23 November 2005 | artemis_5
A Miniseries Like No Other
The broadcast of "War and Remembrance", based on Herman Wouk's novel, was a television event. Although recapturing the excitement of watching the miniseries can cost you around $180, it is well worth it. From its beautiful opening and closing score to its unforgettable images and people, "War and Remembrance" is like no other. Because it was an epic miniseries, which cost around $110 million to make, the television powers that be were able to film at various locations around the world and bring vastly different (yet interconnected) stories of the war to the small screen. In that sense, it is like several miniseries rolled into one.
"War and Remembrance" revolves around the lives of two families, the Henrys and the Jastrows. The connection between them is provided through the marriage of Byron Henry and Natalie Jastrow. The Henrys are a naval family: Victor "Pug" Henry serves both as a diplomat and as the commander of a destroyer at various times in the series, Byron Henry serves on a submarine in the Pacific, Warren Henry is a naval pilot married to the daughter of a Senator. Byron's wife, Natalie Jastrow is an American Jew in Europe trying to escape the Nazis along with her uncle, Aaron Jastrow, and her son with Byron, Louis Henry. Aaron Jastrow's cousin is a Jewish Polish soldier trying to survive Auschwitz. Those are just some of the characters whose stories captivate the audience. There are also the experiences of their spouses, lovers, and the relatives of their spouses and lovers.

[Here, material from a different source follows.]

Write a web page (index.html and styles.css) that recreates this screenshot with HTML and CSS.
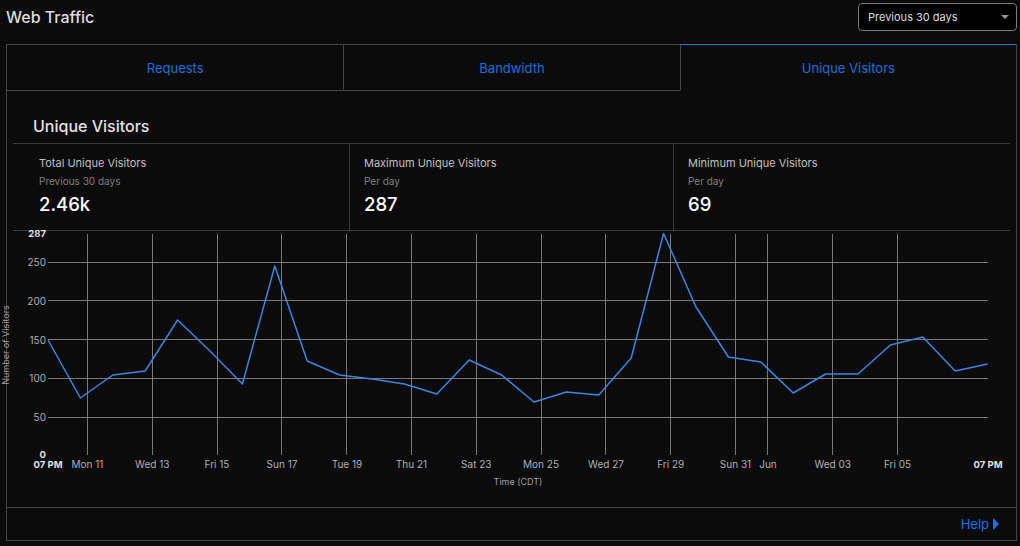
FILE: index.html
```html
<!DOCTYPE html>
<html>
	<head>
		<title>Web Traffic</title>
		<link rel="stylesheet" href="styles.css">
	</head>
	<body>
		<div class="page">
			<div class="top">
				<h1 class="title">Web Traffic</h1>
				<div class="range">
					<span>Previous 30 days</span>
					<span class="caret"></span>
				</div>
			</div>

			<div class="card">
				<div class="tabs">
					<a class="tab">Requests</a>
					<a class="tab">Bandwidth</a>
					<a class="tab active">Unique Visitors</a>
				</div>

				<div class="panel">
					<h2 class="panel-title">Unique Visitors</h2>

					<div class="stats">
						<div class="stat first">
							<div class="stat-label">Total Unique Visitors</div>
							<div class="stat-sub">Previous 30 days</div>
							<div class="stat-value">2.46k</div>
						</div>
						<div class="stat">
							<div class="stat-label">Maximum Unique Visitors</div>
							<div class="stat-sub">Per day</div>
							<div class="stat-value">287</div>
						</div>
						<div class="stat">
							<div class="stat-label">Minimum Unique Visitors</div>
							<div class="stat-sub">Per day</div>
							<div class="stat-value">69</div>
						</div>
					</div>

					<div class="chart">
						<svg width="1009" height="276" viewBox="0 0 1009 276">
							<!-- grid -->
							<path class="grid" d="M41 31.5H981M41 69.5H981M41 108.5H981M41 147.5H981M41 186.5H981"/>
							<path class="grid" d="M80.5 3V224M145.5 3V224M210.5 3V224M274.5 3V224M339.5 3V224M404.5 3V224M469.5 3V224M534.5 3V224M598.5 3V224M663.5 3V224M728.5 3V224M760.5 3V224M825.5 3V224M890.5 3V224"/>

							<!-- y axis -->
							<g class="ylabels">
								<text class="edge" x="39" y="2.5">287</text>
								<text x="39" y="31">250</text>
								<text x="39" y="69.7">200</text>
								<text x="39" y="108.5">150</text>
								<text x="39" y="147">100</text>
								<text x="39" y="186">50</text>
								<text class="edge" x="39" y="223.5">0</text>
							</g>
							<text class="axis-title" transform="translate(-2 114) rotate(-90)">Number of Visitors</text>

							<!-- x axis -->
							<g class="xlabels">
								<text class="edge" x="41" y="233.5">07 PM</text>
								<text x="80.5" y="233">Mon 11</text>
								<text x="145.3" y="233">Wed 13</text>
								<text x="210" y="233">Fri 15</text>
								<text x="275" y="233">Sun 17</text>
								<text x="340" y="233">Tue 19</text>
								<text x="404.5" y="233">Thu 21</text>
								<text x="469.3" y="233">Sat 23</text>
								<text x="534" y="233">Mon 25</text>
								<text x="599" y="233">Wed 27</text>
								<text x="663.7" y="233">Fri 29</text>
								<text x="728.5" y="233">Sun 31</text>
								<text x="761" y="233">Jun</text>
								<text x="825.7" y="233">Wed 03</text>
								<text x="890.5" y="233">Fri 05</text>
								<text class="edge" x="981" y="233">07 PM</text>
							</g>
							<text class="axis-title" x="511" y="250">Time (CDT)</text>

							<!-- visitors per day -->
							<polyline class="line" points="41,109 73.4,167 105.8,144 138.2,140 170.6,89 203,120 235.4,153 267.8,35 300.2,130 332.6,144 365,148 397.4,153 429.8,163 462.2,129 494.6,144 527,171 559.4,161 591.8,164 624.2,127 656.6,2.5 689,76 721.4,126 753.8,131 786.2,162 818.6,143 851,143 883.4,114 915.8,106 948.2,140 980.6,133"/>
						</svg>
					</div>
				</div>

				<div class="card-foot">
					<a class="help">Help
						<svg width="6" height="12" viewBox="0 0 6 12"><polygon points="0,0 6,6 0,12"/></svg>
					</a>
				</div>
			</div>
		</div>
	</body>
</html>
```

FILE: styles.css
```css
* {
	box-sizing: border-box;
}

body {
	margin: 0;
	background-color: #0b0b0b;
	color: #ddd;
	font-family: Inter, "Noto Sans", sans-serif;
}

.page {
	padding: 3px 3px 0 6px;
}

.top {
	display: flex;
	justify-content: space-between;
	align-items: center;
	height: 28px;
	margin-bottom: 13px;
}

.title {
	margin: 0;
	font-size: 16px;
	font-weight: 500;
	color: #ddd;
}

.range {
	width: 159px;
	height: 28px;
	display: flex;
	justify-content: space-between;
	align-items: center;
	padding: 0 7px 0 9px;
	background-color: #000;
	border: 1px solid #7a7a7a;
	border-radius: 4px;
	font-size: 11px;
	color: #ddd;
}

.caret {
	border-left: 4px solid transparent;
	border-right: 4px solid transparent;
	border-top: 4px solid #999;
}

.card {
	border: 1px solid #444;
	border-top: none;
}

.tabs {
	display: grid;
	grid-template-columns: 1fr 1fr 1fr;
}

.tab {
	height: 47px;
	display: flex;
	justify-content: center;
	align-items: center;
	border-top: 1px solid #444;
	border-bottom: 1px solid #444;
	color: #1f6fd6;
	font-size: 13px;
	cursor: pointer;
}

.tab + .tab {
	border-left: 1px solid #444;
}

.tab.active {
	border-top-color: #2f74d0;
	border-bottom-color: transparent;
}

.panel {
	padding: 0 6px;
}

.panel-title {
	margin: 25px 0 7px 20px;
	font-size: 16px;
	line-height: 20px;
	font-weight: 500;
	color: #e2e2e2;
}

.stats {
	display: grid;
	grid-template-columns: 336px 324px 1fr;
	border-top: 1px solid #3a3a3a;
	border-bottom: 1px solid #3a3a3a;
}

.stat {
	padding: 12px 14px 14px;
}

.stat.first {
	padding-left: 26px;
}

.stat + .stat {
	border-left: 1px solid #3a3a3a;
}

.stat-label {
	font-size: 11px;
	line-height: 14px;
	color: #c0c0c0;
}

.stat-sub {
	margin-top: 5px;
	font-size: 10px;
	line-height: 13px;
	color: #808080;
}

.stat-value {
	margin-top: 4px;
	font-size: 18.5px;
	line-height: 24px;
	font-weight: 500;
	color: #fff;
}

.chart {
	margin: 0 -6px;
	height: 276px;
}

.chart svg {
	display: block;
	overflow: visible;
}

.grid {
	stroke: #777;
	stroke-width: 1;
	fill: none;
	shape-rendering: crispEdges;
}

.line {
	fill: none;
	stroke: #3b86e0;
	stroke-width: 1.5;
	stroke-linejoin: round;
}

.ylabels text {
	font-size: 10px;
	fill: #b0b0b0;
	text-anchor: end;
	dominant-baseline: central;
}

.xlabels text {
	font-size: 10px;
	fill: #b0b0b0;
	text-anchor: middle;
	dominant-baseline: central;
}

.chart text.edge {
	font-size: 9.5px;
	font-weight: 700;
	fill: #e0e0e0;
}

.axis-title {
	font-size: 9px;
	fill: #a0a0a0;
	text-anchor: middle;
	dominant-baseline: central;
}

.card-foot {
	height: 33px;
	display: flex;
	justify-content: flex-end;
	align-items: center;
	padding-right: 17px;
	border-top: 1px solid #444;
}

.help {
	display: flex;
	align-items: center;
	gap: 4px;
	color: #1a73e8;
	font-size: 13px;
	cursor: pointer;
}

.help svg {
	fill: #1a73e8;
}
```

The audience is also given a glimpse into the thinking of the Nazi leadership, with Steven Berkoff providing a chilling and brilliant portrayal of Adolf Hitler. Here was a look at the Holocaust and the events and decisions leading up to it that was unprecedented at the time that the series debuted in 1988.
It is unfortunate that I have not found many libraries that carry copies of this miniseries on either VHS or DVD, forcing many people to either buy it or miss out on experiencing it. I, for one, have chosen to buy it, and I do not regret it for a day. I also recommend reading the book.